* _The problem_: Pick out each line of the records in which the word "this" appears.

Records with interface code
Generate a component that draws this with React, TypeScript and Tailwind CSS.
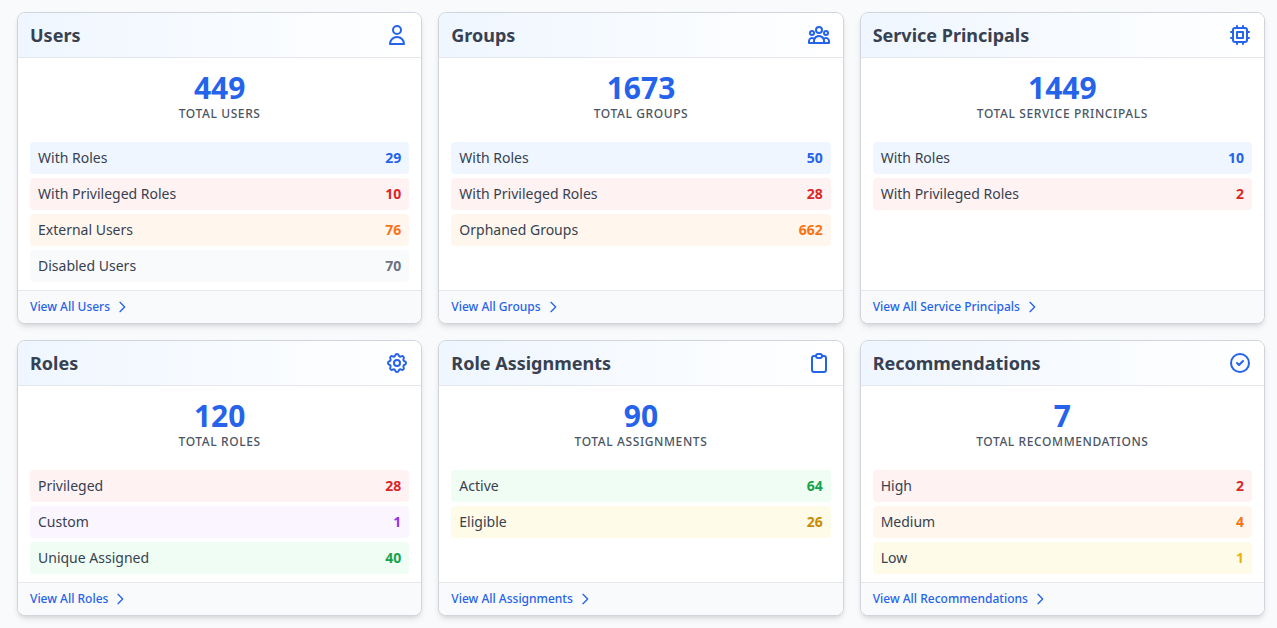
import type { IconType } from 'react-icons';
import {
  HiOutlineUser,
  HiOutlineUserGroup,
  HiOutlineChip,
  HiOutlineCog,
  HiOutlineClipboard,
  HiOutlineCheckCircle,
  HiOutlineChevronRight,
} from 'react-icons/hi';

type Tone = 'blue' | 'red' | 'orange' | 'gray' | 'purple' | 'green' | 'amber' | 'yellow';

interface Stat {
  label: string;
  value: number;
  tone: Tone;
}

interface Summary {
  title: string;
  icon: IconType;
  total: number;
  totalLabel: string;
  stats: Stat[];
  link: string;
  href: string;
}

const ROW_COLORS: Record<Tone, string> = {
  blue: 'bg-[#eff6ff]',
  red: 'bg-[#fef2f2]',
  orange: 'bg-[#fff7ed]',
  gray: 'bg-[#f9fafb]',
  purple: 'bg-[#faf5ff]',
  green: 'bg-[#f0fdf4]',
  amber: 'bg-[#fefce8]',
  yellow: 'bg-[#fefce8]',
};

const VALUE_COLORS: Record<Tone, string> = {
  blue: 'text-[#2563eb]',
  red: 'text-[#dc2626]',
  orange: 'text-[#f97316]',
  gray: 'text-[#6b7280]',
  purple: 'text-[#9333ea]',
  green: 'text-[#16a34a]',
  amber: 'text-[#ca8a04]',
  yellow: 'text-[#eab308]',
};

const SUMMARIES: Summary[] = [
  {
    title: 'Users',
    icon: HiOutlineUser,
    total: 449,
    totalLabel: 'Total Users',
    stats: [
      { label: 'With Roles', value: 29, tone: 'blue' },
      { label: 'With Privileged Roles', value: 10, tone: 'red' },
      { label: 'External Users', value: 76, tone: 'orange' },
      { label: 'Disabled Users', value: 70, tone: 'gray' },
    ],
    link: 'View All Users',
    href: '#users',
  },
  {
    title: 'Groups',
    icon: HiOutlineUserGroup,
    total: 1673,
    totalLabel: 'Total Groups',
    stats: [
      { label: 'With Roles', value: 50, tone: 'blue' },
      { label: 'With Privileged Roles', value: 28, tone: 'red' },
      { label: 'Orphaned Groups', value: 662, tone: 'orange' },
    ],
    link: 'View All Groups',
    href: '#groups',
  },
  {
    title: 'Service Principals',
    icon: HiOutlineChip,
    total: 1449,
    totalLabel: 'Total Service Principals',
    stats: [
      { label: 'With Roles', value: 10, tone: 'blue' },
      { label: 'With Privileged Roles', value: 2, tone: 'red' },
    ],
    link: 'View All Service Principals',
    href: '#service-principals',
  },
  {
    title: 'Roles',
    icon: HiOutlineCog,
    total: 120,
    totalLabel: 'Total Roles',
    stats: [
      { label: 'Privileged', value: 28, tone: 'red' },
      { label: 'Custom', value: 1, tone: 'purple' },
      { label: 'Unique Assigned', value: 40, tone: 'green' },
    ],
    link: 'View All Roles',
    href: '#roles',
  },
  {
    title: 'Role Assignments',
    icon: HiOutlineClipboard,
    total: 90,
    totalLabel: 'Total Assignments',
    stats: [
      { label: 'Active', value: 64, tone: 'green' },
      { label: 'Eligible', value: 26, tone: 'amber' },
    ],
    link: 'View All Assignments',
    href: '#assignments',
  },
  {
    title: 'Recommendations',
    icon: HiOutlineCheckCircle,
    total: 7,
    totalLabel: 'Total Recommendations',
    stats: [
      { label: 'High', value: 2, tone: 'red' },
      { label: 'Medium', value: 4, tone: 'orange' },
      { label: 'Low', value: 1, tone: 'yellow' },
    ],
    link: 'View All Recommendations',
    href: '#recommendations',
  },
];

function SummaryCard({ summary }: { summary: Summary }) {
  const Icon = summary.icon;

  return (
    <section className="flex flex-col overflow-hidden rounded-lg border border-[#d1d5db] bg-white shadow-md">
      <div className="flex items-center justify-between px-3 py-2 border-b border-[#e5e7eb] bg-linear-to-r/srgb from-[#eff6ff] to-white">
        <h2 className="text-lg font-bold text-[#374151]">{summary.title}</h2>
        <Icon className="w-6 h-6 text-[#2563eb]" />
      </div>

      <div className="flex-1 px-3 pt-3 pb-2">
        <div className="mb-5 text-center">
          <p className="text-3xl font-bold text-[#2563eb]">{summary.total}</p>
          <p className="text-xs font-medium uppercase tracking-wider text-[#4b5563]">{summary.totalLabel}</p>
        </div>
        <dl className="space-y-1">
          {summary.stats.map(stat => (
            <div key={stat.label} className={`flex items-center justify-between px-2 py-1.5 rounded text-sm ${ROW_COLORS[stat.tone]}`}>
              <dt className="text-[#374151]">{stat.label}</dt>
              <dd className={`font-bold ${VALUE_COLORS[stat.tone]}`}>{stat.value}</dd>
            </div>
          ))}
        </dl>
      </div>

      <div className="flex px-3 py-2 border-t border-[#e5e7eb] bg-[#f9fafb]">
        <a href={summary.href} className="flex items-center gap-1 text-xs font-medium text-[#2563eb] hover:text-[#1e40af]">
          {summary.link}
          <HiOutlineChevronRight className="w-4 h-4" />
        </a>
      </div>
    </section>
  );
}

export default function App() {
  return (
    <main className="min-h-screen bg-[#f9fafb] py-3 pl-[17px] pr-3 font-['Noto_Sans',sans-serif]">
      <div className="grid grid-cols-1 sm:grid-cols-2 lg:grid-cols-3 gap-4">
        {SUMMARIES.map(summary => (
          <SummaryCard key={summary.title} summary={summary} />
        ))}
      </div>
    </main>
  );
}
--
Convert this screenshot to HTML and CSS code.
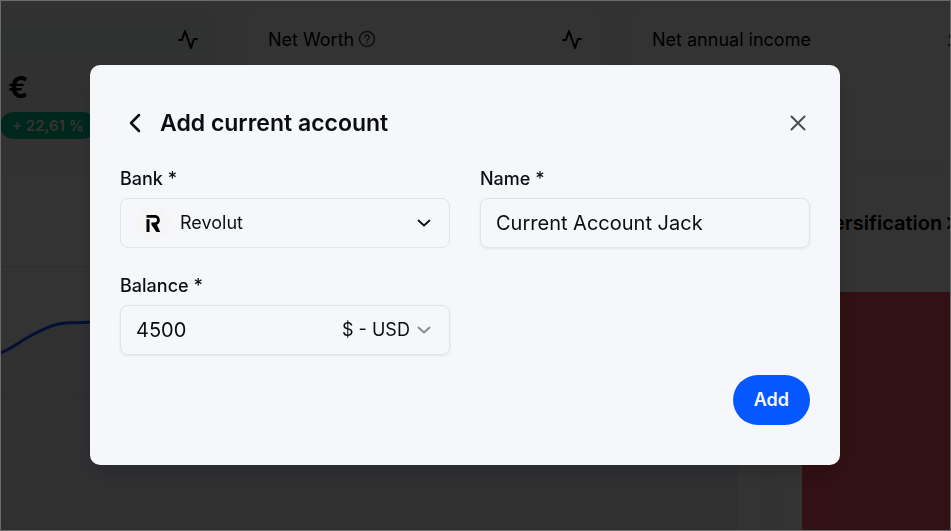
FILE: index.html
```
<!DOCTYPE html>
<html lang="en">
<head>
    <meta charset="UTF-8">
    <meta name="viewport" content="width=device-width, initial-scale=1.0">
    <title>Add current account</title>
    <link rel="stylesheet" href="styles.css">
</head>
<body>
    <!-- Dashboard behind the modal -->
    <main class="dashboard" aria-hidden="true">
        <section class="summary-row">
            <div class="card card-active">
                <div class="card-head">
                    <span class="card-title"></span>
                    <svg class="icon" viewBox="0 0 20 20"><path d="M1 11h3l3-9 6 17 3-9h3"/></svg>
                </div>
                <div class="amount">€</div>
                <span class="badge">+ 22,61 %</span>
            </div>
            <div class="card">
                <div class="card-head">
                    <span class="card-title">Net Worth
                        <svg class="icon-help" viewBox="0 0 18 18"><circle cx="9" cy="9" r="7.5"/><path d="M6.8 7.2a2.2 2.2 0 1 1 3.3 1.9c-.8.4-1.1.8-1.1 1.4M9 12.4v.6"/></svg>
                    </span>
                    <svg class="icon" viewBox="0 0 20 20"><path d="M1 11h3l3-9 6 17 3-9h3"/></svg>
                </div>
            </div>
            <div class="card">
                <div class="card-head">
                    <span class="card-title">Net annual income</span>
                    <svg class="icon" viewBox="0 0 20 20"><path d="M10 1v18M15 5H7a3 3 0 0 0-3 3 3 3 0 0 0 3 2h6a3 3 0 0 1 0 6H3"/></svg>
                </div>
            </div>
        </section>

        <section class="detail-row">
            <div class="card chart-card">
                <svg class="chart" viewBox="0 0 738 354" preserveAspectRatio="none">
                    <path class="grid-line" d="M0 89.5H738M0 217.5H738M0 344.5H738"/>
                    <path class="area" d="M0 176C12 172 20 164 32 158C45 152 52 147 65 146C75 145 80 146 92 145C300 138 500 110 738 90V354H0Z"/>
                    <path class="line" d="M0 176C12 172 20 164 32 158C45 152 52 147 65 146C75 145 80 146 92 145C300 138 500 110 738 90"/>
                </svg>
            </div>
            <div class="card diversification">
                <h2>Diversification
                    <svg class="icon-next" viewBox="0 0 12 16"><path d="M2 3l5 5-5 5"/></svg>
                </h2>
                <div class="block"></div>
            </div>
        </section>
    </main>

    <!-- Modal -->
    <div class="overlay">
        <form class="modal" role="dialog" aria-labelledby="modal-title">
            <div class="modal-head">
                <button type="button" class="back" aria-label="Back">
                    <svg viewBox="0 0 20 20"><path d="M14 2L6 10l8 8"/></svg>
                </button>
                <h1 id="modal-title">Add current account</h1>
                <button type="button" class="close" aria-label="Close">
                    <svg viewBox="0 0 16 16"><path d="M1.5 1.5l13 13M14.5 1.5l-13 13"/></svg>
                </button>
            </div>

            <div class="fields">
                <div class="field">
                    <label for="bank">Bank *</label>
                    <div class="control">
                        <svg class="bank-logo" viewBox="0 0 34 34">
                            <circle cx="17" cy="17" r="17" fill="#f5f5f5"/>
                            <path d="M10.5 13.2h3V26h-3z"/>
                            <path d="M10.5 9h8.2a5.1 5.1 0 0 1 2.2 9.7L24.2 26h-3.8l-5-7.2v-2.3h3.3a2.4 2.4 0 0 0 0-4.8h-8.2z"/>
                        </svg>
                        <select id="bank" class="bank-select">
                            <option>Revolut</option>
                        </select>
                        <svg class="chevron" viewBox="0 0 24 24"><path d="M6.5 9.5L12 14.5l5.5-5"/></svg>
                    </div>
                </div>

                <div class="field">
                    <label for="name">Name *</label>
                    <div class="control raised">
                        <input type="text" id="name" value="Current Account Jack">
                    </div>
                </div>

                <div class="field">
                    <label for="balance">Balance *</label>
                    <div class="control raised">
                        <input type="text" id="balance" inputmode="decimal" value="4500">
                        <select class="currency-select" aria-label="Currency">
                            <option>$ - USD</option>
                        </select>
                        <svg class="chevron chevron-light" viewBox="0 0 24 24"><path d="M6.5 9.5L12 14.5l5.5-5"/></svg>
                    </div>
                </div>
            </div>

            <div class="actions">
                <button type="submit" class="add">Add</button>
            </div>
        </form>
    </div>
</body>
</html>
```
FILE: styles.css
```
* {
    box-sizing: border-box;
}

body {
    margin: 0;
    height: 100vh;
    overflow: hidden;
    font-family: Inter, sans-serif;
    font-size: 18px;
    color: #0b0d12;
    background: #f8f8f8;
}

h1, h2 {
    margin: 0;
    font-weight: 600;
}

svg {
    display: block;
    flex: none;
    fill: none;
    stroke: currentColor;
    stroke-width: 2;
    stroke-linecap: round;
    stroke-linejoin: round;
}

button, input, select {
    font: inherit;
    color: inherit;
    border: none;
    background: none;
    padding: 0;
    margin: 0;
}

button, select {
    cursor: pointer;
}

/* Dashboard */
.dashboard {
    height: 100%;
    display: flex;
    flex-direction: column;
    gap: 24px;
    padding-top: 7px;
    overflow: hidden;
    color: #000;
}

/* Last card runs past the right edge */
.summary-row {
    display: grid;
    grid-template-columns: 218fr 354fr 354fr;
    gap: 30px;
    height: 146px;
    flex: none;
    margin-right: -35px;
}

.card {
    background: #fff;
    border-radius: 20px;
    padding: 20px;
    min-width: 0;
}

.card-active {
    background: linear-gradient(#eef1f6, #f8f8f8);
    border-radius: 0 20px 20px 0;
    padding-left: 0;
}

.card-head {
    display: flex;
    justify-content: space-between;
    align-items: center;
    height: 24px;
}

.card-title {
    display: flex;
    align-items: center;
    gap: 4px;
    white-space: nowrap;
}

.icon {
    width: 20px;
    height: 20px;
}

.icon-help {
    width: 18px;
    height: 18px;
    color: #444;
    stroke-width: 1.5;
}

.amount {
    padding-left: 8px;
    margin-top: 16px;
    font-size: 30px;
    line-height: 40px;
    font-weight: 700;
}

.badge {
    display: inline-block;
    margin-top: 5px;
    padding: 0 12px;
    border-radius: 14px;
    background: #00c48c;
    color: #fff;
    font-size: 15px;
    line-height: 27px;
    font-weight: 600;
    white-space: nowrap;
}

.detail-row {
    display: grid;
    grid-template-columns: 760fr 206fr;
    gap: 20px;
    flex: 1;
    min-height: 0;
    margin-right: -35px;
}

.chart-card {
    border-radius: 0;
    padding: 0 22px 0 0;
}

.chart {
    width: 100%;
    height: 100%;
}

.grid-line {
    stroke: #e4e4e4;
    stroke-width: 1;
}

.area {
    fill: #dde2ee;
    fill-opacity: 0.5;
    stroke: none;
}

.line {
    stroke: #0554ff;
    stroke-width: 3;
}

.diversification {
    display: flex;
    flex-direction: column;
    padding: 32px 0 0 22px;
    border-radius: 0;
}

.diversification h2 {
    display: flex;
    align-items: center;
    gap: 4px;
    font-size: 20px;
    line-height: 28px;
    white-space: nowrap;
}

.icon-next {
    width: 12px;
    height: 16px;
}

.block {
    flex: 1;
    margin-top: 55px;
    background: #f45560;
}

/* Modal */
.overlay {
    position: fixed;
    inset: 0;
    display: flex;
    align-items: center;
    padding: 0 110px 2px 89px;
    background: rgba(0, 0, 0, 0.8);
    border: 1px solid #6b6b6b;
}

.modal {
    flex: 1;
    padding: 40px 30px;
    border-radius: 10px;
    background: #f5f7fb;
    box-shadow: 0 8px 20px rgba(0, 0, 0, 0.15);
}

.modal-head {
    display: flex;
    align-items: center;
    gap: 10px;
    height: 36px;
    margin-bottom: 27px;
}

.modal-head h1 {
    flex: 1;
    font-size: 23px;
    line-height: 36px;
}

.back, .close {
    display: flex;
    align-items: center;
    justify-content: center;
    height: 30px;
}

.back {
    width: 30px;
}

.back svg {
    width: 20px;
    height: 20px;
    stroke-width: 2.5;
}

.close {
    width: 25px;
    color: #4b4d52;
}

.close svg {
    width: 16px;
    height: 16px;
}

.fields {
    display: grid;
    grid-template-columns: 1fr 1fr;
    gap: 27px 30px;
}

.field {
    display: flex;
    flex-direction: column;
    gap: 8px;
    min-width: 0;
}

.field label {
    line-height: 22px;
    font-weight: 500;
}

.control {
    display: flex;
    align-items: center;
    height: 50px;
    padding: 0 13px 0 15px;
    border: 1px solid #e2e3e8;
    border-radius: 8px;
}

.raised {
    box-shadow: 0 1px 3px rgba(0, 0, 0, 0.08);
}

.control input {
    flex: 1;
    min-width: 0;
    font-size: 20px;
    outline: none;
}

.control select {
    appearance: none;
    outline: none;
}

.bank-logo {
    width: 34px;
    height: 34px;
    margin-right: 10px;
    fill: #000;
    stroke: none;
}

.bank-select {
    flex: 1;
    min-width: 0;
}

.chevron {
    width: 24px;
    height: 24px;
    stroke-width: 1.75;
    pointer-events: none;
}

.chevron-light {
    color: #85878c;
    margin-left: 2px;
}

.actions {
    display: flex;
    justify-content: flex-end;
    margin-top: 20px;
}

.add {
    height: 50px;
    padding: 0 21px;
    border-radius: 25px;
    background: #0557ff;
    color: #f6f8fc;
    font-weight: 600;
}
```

* _Task result_:
Generate a component that draws this with React, TypeScript and Tailwind CSS.
Convert this screenshot to HTML and CSS code.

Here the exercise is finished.